__Directions__.
Scan the data for "full" and copy the lines it appears in.

>> Start

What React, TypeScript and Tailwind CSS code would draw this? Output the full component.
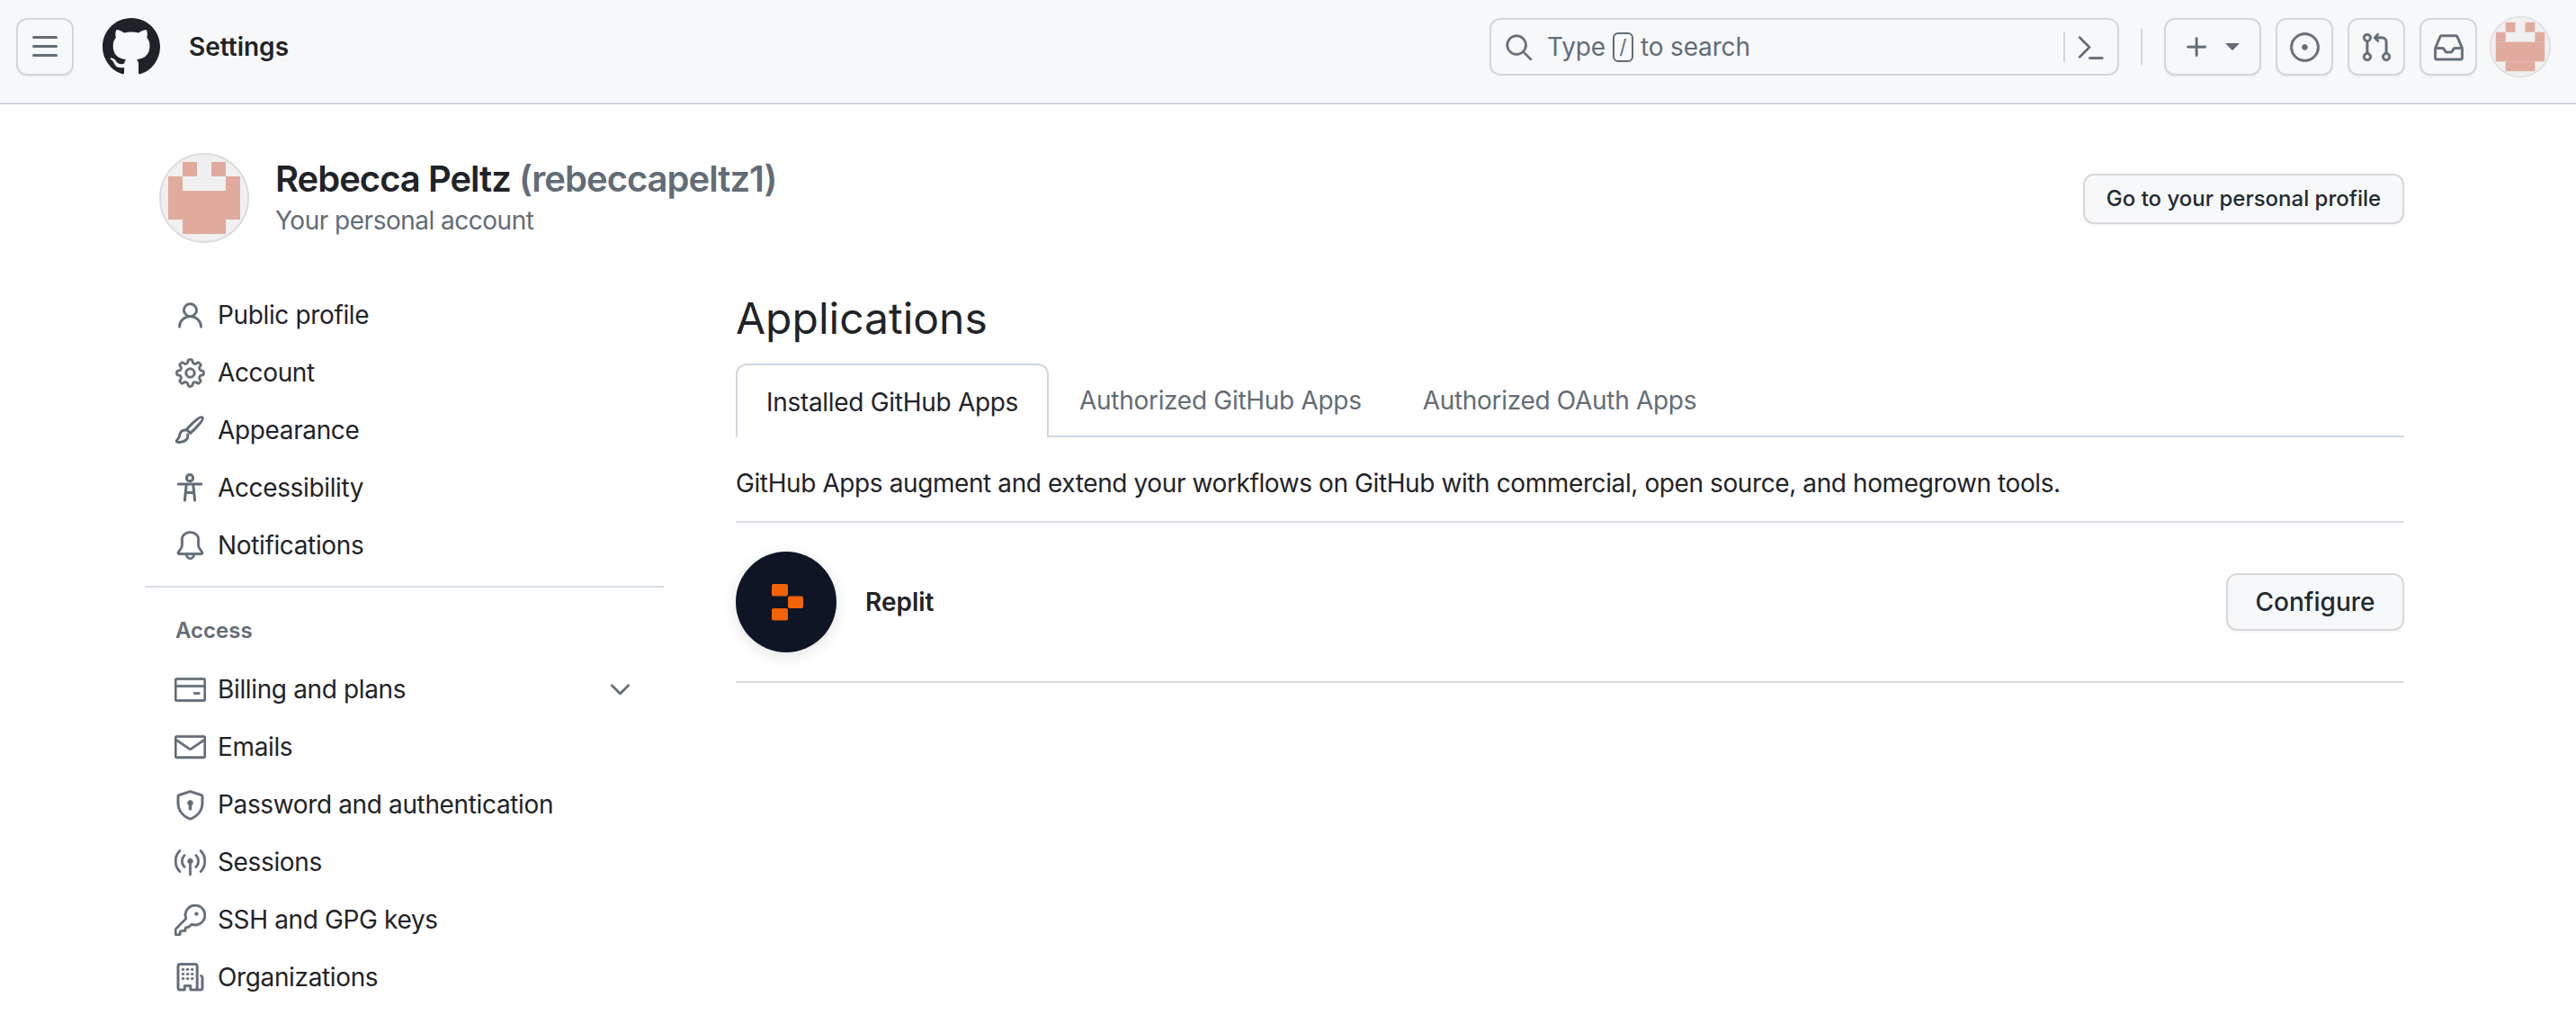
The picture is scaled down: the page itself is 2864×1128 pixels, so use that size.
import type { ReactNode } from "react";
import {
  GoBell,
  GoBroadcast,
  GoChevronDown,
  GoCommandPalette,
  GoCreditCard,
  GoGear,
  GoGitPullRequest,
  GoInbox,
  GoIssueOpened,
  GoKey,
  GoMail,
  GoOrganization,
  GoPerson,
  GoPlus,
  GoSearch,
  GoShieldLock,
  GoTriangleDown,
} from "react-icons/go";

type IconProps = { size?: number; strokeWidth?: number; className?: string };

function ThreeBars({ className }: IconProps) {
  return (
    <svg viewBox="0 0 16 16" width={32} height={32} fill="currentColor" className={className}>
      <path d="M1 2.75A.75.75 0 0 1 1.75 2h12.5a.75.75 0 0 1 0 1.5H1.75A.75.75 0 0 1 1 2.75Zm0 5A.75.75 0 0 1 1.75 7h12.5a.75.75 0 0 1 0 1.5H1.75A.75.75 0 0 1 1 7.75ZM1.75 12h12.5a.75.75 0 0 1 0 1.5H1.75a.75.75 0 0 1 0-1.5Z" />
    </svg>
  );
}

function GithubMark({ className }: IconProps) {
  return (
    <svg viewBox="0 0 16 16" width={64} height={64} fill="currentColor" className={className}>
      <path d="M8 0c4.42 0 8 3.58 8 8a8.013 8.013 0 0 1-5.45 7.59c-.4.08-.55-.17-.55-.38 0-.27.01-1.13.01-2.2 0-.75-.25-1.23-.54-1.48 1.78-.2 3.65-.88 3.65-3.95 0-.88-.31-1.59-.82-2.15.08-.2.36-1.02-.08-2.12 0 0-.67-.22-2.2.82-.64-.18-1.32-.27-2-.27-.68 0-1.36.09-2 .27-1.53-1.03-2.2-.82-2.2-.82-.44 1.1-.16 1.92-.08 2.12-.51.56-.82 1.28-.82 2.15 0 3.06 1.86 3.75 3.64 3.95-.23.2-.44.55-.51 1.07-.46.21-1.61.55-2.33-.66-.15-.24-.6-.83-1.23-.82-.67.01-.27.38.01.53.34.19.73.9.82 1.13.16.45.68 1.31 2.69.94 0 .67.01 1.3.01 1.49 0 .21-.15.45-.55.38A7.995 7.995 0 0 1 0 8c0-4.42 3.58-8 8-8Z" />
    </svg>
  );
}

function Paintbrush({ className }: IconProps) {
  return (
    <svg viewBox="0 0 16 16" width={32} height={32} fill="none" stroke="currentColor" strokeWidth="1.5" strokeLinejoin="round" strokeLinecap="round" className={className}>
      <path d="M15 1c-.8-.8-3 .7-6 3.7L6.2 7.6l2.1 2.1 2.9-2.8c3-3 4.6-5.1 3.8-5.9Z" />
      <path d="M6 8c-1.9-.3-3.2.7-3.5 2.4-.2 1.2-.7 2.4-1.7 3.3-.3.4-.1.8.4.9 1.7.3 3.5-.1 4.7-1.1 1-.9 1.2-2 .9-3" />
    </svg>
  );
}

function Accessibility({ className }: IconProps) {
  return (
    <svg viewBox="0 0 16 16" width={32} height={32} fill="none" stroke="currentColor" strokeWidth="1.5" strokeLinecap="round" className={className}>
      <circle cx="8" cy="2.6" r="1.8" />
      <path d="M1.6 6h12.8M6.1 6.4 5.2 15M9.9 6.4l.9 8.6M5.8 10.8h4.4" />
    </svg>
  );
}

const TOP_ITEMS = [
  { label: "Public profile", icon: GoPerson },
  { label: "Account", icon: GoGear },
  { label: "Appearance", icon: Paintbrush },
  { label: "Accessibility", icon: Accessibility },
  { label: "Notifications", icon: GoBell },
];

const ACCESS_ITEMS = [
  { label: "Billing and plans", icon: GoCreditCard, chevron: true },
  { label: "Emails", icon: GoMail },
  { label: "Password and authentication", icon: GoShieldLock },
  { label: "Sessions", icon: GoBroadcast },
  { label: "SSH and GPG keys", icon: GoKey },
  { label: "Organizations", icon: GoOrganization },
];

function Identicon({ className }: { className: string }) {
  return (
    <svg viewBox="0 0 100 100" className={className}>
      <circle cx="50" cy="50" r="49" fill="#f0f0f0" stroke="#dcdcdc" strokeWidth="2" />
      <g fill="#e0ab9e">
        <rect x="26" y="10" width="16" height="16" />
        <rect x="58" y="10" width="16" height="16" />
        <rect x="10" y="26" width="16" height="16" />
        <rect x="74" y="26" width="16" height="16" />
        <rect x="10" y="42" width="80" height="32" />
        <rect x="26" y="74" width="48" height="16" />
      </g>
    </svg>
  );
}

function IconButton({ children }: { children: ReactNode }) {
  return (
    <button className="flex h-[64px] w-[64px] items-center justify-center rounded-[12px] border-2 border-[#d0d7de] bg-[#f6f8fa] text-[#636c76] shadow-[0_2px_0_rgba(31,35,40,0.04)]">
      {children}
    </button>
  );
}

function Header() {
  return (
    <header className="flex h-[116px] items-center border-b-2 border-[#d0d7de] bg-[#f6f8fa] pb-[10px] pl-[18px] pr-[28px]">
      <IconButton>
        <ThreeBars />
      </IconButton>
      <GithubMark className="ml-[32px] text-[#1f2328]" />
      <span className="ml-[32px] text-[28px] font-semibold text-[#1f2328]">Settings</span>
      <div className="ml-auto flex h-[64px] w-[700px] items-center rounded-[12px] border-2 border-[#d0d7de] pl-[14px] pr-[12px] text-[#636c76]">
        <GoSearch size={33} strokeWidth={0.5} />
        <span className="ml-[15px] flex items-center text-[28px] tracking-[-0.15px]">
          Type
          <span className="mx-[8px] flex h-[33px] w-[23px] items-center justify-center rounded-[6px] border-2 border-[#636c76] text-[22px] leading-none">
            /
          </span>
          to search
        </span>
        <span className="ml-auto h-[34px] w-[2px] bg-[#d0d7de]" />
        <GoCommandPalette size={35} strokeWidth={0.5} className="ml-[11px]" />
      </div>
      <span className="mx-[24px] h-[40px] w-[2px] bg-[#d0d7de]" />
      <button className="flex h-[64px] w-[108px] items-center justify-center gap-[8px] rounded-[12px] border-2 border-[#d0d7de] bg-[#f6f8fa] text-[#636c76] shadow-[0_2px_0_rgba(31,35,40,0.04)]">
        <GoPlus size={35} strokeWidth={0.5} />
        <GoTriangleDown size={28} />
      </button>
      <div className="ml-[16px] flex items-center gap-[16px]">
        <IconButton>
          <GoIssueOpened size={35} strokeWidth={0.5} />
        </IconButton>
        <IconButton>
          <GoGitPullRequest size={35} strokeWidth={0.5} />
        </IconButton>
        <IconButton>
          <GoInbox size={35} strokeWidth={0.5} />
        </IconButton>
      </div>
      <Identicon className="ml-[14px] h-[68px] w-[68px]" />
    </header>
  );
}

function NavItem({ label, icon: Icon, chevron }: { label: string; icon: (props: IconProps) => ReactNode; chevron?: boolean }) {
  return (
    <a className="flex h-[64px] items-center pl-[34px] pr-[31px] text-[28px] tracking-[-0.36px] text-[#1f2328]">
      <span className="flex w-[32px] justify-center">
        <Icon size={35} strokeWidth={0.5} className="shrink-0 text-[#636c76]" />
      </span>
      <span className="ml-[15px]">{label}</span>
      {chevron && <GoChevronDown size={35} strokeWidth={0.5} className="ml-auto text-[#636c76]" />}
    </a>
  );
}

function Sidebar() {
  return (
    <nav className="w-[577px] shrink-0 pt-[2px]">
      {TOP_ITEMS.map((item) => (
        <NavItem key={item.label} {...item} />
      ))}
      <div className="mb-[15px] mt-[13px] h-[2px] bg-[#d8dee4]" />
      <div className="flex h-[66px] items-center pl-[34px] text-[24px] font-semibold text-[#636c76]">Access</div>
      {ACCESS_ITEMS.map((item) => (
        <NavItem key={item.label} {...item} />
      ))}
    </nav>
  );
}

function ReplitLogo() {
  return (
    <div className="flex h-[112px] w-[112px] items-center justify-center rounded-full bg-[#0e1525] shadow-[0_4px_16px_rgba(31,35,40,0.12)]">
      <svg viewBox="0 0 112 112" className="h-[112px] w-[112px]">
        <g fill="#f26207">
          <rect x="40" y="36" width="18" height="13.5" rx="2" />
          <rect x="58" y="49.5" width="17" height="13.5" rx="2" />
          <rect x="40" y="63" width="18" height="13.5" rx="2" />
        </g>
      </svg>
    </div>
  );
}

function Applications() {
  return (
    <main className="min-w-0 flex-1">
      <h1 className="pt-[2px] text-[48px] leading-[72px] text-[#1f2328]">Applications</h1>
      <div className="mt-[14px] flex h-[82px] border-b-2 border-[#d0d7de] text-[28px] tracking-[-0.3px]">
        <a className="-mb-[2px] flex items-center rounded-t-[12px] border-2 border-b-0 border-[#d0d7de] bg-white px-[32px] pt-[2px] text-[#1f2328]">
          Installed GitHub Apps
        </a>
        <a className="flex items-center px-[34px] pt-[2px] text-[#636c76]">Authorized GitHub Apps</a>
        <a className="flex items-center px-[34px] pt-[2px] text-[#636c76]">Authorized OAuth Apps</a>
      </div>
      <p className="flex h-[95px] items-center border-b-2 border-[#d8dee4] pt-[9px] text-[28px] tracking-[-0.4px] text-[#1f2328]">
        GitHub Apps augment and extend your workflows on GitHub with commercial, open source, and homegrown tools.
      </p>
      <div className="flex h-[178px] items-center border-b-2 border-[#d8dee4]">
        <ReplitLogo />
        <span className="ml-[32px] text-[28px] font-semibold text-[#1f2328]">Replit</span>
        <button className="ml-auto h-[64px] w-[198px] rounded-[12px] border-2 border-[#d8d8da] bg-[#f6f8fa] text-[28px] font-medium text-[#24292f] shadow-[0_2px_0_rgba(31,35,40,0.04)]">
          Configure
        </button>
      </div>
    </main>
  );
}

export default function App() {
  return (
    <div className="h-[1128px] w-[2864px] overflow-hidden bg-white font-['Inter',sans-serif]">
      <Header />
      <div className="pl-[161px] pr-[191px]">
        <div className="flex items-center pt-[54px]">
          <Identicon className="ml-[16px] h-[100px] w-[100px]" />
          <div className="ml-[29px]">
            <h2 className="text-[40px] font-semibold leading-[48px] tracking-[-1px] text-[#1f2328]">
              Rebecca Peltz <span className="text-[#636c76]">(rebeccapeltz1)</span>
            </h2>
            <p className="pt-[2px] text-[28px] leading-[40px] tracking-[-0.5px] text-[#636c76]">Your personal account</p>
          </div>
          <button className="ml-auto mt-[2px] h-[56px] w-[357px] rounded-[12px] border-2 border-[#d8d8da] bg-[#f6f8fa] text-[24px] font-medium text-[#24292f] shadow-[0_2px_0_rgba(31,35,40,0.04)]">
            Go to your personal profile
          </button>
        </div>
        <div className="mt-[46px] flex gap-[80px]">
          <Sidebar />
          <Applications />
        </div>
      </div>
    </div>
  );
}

>> End

__Finished exercise__.
What React, TypeScript and Tailwind CSS code would draw this? Output the full component.
    <div className="flex h-[112px] w-[112px] items-center justify-center rounded-full bg-[#0e1525] shadow-[0_4px_16px_rgba(31,35,40,0.12)]">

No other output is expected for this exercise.